If guys can come through here as I’ve been trying to get through here to receive God’s love, man, I think that’s it. That’s green light.

What makes a recovery story truly inspiring? This conversation from Relational Recovery takes you right into the heart of how The Refuge began and what keeps it going, decades later. Wes Thompson and co-host Austin Hill sit down with Tom to unpack what “faith-based” means in a recovery setting that takes both Christian spirituality and real human struggle seriously.

Tom boils it down in a simple way: “There is a God, I’m not him,” and from there, everything flows out of loving God and loving others in a deeply relational way. You’ll hear how The Refuge aims to be a safe place where people can work out their own journeys towards knowing God, receiving his love, and, perhaps hardest of all, learning to love themselves in the middle of addiction and shame.

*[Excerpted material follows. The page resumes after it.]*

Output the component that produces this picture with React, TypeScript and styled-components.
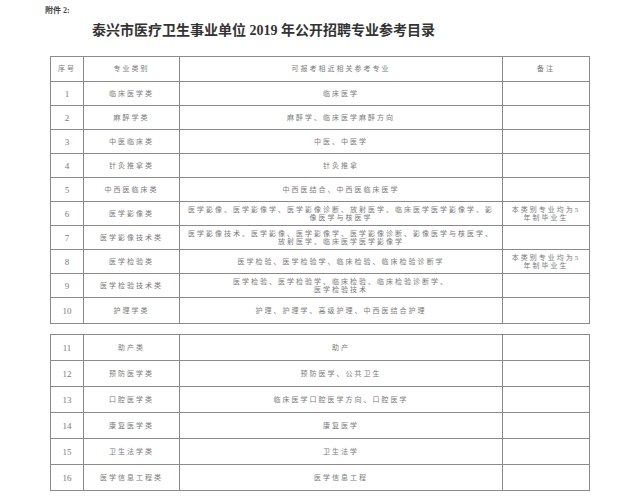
import React from "react";
import styled, { createGlobalStyle } from "styled-components";

const GlobalStyle = createGlobalStyle`
  html, body {
    margin: 0;
    padding: 0;
    background: #fff;
  }
`;

const FONT = `"Liberation Serif", "Noto Sans CJK SC", serif`;
const LINE = "#8a8a8a";
const INK = "#7a7a7a";

interface Major {
  no: number;
  category: string;
  related: string[];
  note?: string[];
}

const FIRST: Major[] = [
  { no: 1, category: "临床医学类", related: ["临床医学"] },
  { no: 2, category: "麻醉学类", related: ["麻醉学、临床医学麻醉方向"] },
  { no: 3, category: "中医临床类", related: ["中医、中医学"] },
  { no: 4, category: "针灸推拿类", related: ["针灸推拿"] },
  { no: 5, category: "中西医临床类", related: ["中西医结合、中西医临床医学"] },
  {
    no: 6,
    category: "医学影像类",
    related: [
      "医学影像、医学影像学、医学影像诊断、放射医学、临床医学医学影像学、影",
      "像医学与核医学",
    ],
    note: ["本类别专业均为5", "年制毕业生"],
  },
  {
    no: 7,
    category: "医学影像技术类",
    related: [
      "医学影像技术、医学影像、医学影像学、医学影像诊断、影像医学与核医学、",
      "放射医学、临床医学医学影像学",
    ],
  },
  {
    no: 8,
    category: "医学检验类",
    related: ["医学检验、医学检验学、临床检验、临床检验诊断学"],
    note: ["本类别专业均为5", "年制毕业生"],
  },
  {
    no: 9,
    category: "医学检验技术类",
    related: ["医学检验、医学检验学、临床检验、临床检验诊断学、", "医学检验技术"],
  },
  { no: 10, category: "护理学类", related: ["护理、护理学、高级护理、中西医结合护理"] },
];

const SECOND: Major[] = [
  { no: 11, category: "助产类", related: ["助产"] },
  { no: 12, category: "预防医学类", related: ["预防医学、公共卫生"] },
  { no: 13, category: "口腔医学类", related: ["临床医学口腔医学方向、口腔医学"] },
  { no: 14, category: "康复医学类", related: ["康复医学"] },
  { no: 15, category: "卫生法学类", related: ["卫生法学"] },
  { no: 16, category: "医学信息工程类", related: ["医学信息工程"] },
];

const COL_WIDTHS = [33, 96, 323, 87];

const Page = styled.div`
  width: 640px;
  height: 496px;
  overflow: hidden;
  font-family: ${FONT};
  color: ${INK};
  padding-top: 6px;
  box-sizing: border-box;
`;

const Attachment = styled.div`
  padding-left: 45px;
  font-size: 8px;
  font-weight: 700;
  color: #444;
  line-height: 10px;
`;

const Title = styled.h1`
  margin: 6px 0 0;
  padding-left: 92px;
  font-size: 14px;
  line-height: 18px;
  font-weight: 700;
  color: #333;
`;

const Sheet = styled.table<{ $top: number }>`
  margin-left: 50px;
  margin-top: ${(p) => p.$top}px;
  width: 539px;
  border-collapse: collapse;
  table-layout: fixed;
  font-size: 7px;
  letter-spacing: 2px;
  line-height: 8px;
`;

const Col = styled.col<{ $w: number }>`
  width: ${(p) => p.$w}px;
`;

const Tr = styled.tr<{ $h: number }>`
  height: ${(p) => p.$h}px;
`;

const Cell = styled.td`
  padding: 0 4px;
  border: 1px solid ${LINE};
  text-align: center;
  vertical-align: middle;
`;

const NumCell = styled(Cell)`
  font-size: 9px;
  letter-spacing: 0;
`;

const Line = styled.div`
  white-space: nowrap;
`;

const Cols = () => (
  <colgroup>
    {COL_WIDTHS.map((w, i) => (
      <Col key={i} $w={w} />
    ))}
  </colgroup>
);

const Lines: React.FC<{ lines?: string[] }> = ({ lines }) => (
  <>
    {lines?.map((l) => (
      <Line key={l}>{l}</Line>
    ))}
  </>
);

const MajorRow: React.FC<{ item: Major; height: number }> = ({ item, height }) => (
  <Tr $h={height}>
    <NumCell>{item.no}</NumCell>
    <Cell>{item.category}</Cell>
    <Cell>
      <Lines lines={item.related} />
    </Cell>
    <Cell>
      <Lines lines={item.note} />
    </Cell>
  </Tr>
);

export default function App() {
  return (
    <>
      <GlobalStyle />
      <Page>
        <Attachment>附件 2:</Attachment>
        <Title>泰兴市医疗卫生事业单位 2019 年公开招聘专业参考目录</Title>
        <Sheet $top={16}>
          <Cols />
          <tbody>
            <Tr $h={25}>
              <Cell>序号</Cell>
              <Cell>专业类别</Cell>
              <Cell>可报考相近相关参考专业</Cell>
              <Cell>备注</Cell>
            </Tr>
            {FIRST.map((m) => (
              <MajorRow key={m.no} item={m} height={m.no === 10 ? 26 : 24} />
            ))}
          </tbody>
        </Sheet>
        <Sheet $top={10}>
          <Cols />
          <tbody>
            {SECOND.map((m) => (
              <MajorRow key={m.no} item={m} height={26} />
            ))}
          </tbody>
        </Sheet>
      </Page>
    </>
  );
}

Tom explains that if men “can come through here… to receive God’s love… that’s green light. That’s where everything can then be into transformation.” The episode also digs into the tension of being “too Christian” for some and “not Christian enough” for others.

Tom shares how he moved from rigid, behaviour-focused religion to a grace-centred posture, learning to step away from self-reliance and legalism and into something more like Jesus’ middle way—holding love for both the so‑called “heathen” and the “pharisee”. Instead of trying to fix everyone, Tom talks about focusing on modelling Christlike character, checking his own heart, and remembering that change belongs to God.

For anyone interested in recovery that cares about both spiritual depth and practical healing, this conversation gives a candid look at the DNA of The Refuge and its long-term mission. If you’ve ever felt caught between religious expectations and real-life brokenness, this story might help you ask: what would grace look like in my own recovery today?